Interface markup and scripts
..............................
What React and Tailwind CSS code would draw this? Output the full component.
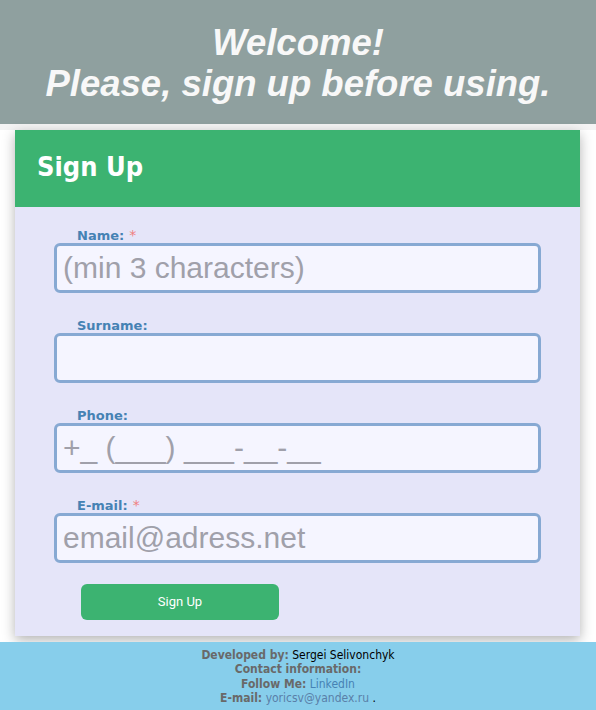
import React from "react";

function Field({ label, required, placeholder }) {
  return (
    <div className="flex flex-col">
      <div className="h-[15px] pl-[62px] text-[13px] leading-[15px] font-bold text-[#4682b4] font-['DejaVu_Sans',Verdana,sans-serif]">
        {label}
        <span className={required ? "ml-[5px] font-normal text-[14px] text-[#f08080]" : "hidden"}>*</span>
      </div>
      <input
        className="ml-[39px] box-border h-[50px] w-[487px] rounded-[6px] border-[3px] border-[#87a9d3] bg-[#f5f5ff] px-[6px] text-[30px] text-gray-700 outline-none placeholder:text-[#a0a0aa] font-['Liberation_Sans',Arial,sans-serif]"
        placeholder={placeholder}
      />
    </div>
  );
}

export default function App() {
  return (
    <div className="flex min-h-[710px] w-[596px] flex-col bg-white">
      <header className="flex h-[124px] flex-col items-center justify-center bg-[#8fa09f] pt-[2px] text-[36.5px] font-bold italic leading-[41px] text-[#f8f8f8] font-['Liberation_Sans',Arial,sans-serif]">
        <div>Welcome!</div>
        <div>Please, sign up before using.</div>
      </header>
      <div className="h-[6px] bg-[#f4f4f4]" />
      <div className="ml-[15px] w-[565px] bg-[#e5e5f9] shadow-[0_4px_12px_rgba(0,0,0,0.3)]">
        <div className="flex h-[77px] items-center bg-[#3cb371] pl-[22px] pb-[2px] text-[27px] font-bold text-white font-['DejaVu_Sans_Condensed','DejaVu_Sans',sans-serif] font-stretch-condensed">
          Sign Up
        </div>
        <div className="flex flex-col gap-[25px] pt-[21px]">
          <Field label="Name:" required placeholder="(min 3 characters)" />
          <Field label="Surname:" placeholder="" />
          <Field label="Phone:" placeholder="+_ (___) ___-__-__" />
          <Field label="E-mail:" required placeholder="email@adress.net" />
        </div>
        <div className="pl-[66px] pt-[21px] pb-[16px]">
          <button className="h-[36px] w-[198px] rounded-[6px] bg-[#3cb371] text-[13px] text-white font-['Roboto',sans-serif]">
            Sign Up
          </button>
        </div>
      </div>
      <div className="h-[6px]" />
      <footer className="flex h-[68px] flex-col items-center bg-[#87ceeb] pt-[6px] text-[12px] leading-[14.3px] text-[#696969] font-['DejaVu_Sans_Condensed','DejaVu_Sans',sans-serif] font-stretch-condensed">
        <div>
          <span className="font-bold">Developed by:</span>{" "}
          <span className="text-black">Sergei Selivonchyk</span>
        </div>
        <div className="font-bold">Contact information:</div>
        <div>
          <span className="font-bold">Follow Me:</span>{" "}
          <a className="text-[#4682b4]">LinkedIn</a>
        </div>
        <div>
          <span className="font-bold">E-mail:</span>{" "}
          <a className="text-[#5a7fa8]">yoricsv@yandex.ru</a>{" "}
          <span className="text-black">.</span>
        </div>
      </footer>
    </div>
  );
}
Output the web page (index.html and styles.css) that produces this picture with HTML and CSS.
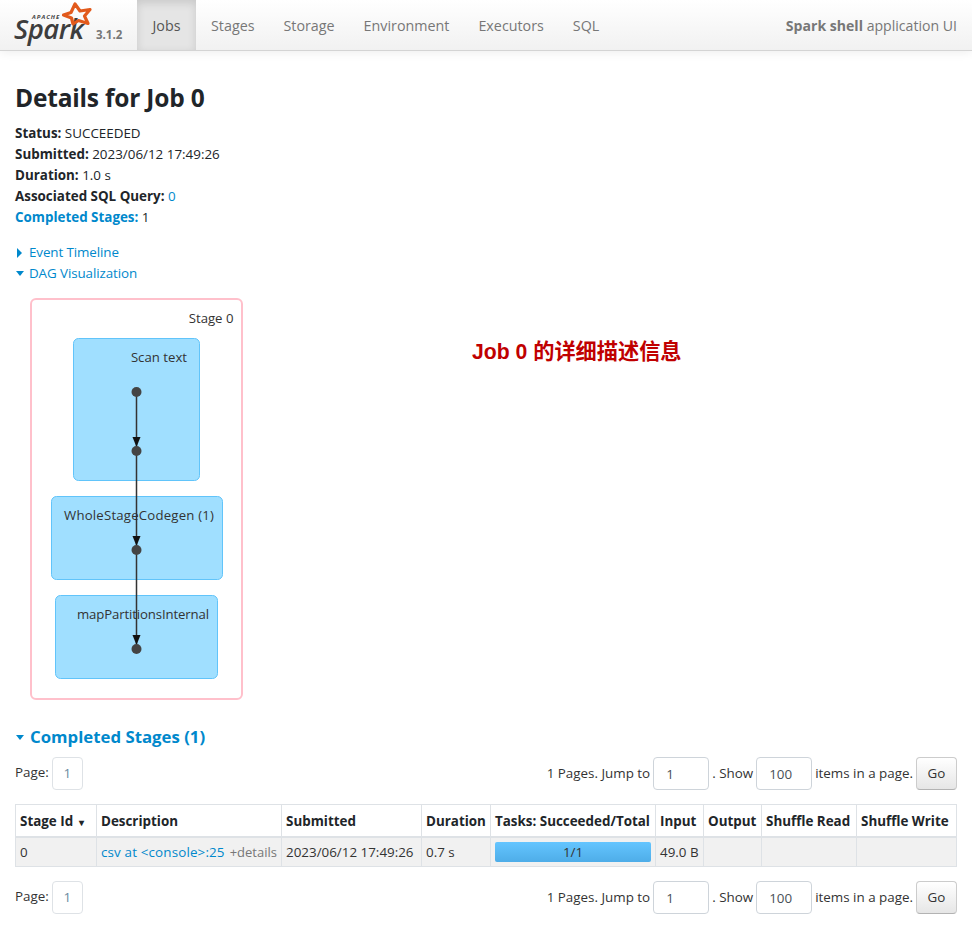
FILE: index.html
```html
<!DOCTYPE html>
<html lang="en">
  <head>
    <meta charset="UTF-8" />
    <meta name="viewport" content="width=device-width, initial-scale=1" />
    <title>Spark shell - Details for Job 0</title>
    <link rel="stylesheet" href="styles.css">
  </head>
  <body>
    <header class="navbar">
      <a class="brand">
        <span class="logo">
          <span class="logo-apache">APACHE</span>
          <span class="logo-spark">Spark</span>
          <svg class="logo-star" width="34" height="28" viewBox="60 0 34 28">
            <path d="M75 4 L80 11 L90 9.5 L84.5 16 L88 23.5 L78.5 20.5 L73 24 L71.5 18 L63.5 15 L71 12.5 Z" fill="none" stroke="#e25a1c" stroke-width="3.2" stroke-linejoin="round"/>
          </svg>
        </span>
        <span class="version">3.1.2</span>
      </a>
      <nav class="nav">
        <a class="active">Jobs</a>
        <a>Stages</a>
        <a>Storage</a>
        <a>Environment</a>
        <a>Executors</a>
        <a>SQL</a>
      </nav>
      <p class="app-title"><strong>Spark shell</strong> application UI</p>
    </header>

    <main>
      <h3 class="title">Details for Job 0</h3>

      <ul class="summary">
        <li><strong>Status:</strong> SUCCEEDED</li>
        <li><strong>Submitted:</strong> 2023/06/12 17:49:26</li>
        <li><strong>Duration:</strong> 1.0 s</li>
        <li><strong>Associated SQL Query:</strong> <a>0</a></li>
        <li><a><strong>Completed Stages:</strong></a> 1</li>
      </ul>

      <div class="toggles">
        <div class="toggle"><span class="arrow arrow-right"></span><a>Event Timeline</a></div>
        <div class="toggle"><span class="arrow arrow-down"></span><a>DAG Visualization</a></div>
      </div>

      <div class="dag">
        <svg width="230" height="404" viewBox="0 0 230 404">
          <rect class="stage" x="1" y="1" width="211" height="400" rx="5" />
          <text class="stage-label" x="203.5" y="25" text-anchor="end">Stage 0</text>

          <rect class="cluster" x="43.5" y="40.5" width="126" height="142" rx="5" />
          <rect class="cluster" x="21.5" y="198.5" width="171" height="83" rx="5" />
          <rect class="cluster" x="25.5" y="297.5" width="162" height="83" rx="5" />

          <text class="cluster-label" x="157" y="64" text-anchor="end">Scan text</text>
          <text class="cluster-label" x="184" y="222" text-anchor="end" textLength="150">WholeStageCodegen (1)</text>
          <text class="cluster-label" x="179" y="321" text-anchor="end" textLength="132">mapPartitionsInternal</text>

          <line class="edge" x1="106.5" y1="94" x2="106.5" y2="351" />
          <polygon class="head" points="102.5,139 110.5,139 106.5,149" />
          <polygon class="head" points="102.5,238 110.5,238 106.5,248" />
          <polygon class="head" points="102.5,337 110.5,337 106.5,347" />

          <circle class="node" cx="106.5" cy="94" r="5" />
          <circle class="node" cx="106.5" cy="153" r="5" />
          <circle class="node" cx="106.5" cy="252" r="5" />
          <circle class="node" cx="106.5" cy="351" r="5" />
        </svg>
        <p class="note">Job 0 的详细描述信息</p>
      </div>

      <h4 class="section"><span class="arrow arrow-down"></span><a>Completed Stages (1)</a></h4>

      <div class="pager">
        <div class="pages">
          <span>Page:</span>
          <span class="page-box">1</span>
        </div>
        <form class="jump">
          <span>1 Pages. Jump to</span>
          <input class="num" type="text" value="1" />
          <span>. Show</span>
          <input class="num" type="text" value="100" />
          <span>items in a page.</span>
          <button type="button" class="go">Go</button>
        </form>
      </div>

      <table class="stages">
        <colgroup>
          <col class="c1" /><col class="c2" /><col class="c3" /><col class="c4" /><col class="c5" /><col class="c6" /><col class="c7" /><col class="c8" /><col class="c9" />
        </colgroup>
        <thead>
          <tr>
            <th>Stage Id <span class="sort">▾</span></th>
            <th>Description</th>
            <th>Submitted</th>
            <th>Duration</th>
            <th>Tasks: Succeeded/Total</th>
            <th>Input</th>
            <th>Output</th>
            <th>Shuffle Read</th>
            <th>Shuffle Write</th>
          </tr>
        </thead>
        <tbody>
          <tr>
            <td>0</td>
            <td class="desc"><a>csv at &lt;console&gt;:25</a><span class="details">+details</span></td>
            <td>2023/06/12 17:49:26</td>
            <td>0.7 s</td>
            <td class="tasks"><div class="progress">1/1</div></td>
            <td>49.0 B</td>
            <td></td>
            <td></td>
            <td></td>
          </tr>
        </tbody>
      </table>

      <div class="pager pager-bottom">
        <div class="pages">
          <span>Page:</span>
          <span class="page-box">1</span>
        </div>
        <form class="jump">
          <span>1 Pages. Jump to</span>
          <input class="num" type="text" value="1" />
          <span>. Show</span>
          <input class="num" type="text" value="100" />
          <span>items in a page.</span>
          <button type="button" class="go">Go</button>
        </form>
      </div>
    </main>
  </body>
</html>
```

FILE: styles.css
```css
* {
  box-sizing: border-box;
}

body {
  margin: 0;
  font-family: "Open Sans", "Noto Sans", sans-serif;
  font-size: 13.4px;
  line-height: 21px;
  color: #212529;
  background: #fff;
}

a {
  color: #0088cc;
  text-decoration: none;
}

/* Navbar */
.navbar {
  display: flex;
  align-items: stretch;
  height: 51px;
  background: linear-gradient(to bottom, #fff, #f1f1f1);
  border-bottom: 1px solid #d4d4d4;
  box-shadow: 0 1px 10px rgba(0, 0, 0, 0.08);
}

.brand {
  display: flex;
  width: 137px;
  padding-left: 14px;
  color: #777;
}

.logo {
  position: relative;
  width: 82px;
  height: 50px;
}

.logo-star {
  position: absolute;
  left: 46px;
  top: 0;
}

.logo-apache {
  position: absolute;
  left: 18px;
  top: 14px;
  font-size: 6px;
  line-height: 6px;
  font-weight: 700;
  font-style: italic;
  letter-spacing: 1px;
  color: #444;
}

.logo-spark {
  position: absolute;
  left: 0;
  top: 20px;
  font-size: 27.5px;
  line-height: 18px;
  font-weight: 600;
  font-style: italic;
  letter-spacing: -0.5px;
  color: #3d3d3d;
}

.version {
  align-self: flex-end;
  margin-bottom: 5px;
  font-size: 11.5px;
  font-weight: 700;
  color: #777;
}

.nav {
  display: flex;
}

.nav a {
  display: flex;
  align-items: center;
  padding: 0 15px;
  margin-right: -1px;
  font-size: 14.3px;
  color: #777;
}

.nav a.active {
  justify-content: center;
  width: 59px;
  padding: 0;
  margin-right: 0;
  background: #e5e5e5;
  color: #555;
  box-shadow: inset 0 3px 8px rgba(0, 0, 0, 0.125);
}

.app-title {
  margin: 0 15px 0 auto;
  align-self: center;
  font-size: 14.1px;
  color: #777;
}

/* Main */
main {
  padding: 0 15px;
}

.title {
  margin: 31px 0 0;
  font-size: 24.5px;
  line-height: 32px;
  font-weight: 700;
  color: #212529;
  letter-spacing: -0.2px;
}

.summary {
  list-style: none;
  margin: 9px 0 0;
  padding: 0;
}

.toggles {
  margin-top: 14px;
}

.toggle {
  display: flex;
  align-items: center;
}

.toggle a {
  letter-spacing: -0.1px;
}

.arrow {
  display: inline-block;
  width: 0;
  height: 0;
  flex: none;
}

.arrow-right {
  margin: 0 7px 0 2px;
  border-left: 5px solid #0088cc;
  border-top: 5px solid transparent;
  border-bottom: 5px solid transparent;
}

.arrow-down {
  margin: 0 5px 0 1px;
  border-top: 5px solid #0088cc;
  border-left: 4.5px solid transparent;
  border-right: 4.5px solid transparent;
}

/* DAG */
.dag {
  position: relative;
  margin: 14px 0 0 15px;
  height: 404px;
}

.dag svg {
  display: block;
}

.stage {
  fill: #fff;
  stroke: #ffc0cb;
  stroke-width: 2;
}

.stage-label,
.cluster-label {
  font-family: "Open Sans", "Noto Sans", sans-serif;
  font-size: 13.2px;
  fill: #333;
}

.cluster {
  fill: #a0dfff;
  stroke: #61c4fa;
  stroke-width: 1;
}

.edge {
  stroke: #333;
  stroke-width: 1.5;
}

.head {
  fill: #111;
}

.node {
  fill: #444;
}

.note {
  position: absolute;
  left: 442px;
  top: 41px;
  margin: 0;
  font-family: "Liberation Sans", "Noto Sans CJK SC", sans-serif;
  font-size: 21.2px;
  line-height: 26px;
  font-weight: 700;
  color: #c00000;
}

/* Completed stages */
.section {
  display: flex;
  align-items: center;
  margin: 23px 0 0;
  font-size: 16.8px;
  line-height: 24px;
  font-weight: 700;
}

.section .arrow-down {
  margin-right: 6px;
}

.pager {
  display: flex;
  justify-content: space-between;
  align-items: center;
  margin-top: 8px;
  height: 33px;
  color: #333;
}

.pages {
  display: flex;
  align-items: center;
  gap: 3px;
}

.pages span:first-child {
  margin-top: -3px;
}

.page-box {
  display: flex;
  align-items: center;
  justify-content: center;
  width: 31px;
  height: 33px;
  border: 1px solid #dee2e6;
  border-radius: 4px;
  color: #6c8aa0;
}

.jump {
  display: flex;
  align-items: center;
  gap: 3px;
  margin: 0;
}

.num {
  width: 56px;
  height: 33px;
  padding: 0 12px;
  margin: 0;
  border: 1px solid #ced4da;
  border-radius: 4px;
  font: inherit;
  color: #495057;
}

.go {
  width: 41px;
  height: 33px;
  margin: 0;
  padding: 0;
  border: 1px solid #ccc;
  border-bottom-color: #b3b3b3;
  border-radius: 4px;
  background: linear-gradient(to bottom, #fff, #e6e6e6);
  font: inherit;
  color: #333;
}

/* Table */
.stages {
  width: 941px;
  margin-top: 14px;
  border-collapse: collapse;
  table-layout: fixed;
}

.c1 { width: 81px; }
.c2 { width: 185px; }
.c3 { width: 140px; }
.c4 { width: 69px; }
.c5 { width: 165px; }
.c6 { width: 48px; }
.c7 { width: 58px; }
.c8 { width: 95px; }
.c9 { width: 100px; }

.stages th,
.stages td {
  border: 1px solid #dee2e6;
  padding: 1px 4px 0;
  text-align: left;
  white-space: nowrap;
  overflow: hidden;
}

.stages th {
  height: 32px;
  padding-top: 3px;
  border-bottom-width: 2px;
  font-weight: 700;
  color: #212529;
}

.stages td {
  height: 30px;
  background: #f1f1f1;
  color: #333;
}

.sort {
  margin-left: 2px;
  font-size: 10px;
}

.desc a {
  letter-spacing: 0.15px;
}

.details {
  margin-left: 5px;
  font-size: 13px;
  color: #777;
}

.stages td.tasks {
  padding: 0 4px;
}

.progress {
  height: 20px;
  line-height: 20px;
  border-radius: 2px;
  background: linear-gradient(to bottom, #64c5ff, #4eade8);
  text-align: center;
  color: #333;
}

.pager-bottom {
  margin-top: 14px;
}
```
..............................
**Exercise objective:** Pull out each line holding the string "index".

**Answer to the exercise:**
Output the web page (index.html and styles.css) that produces this picture with HTML and CSS.
FILE: index.html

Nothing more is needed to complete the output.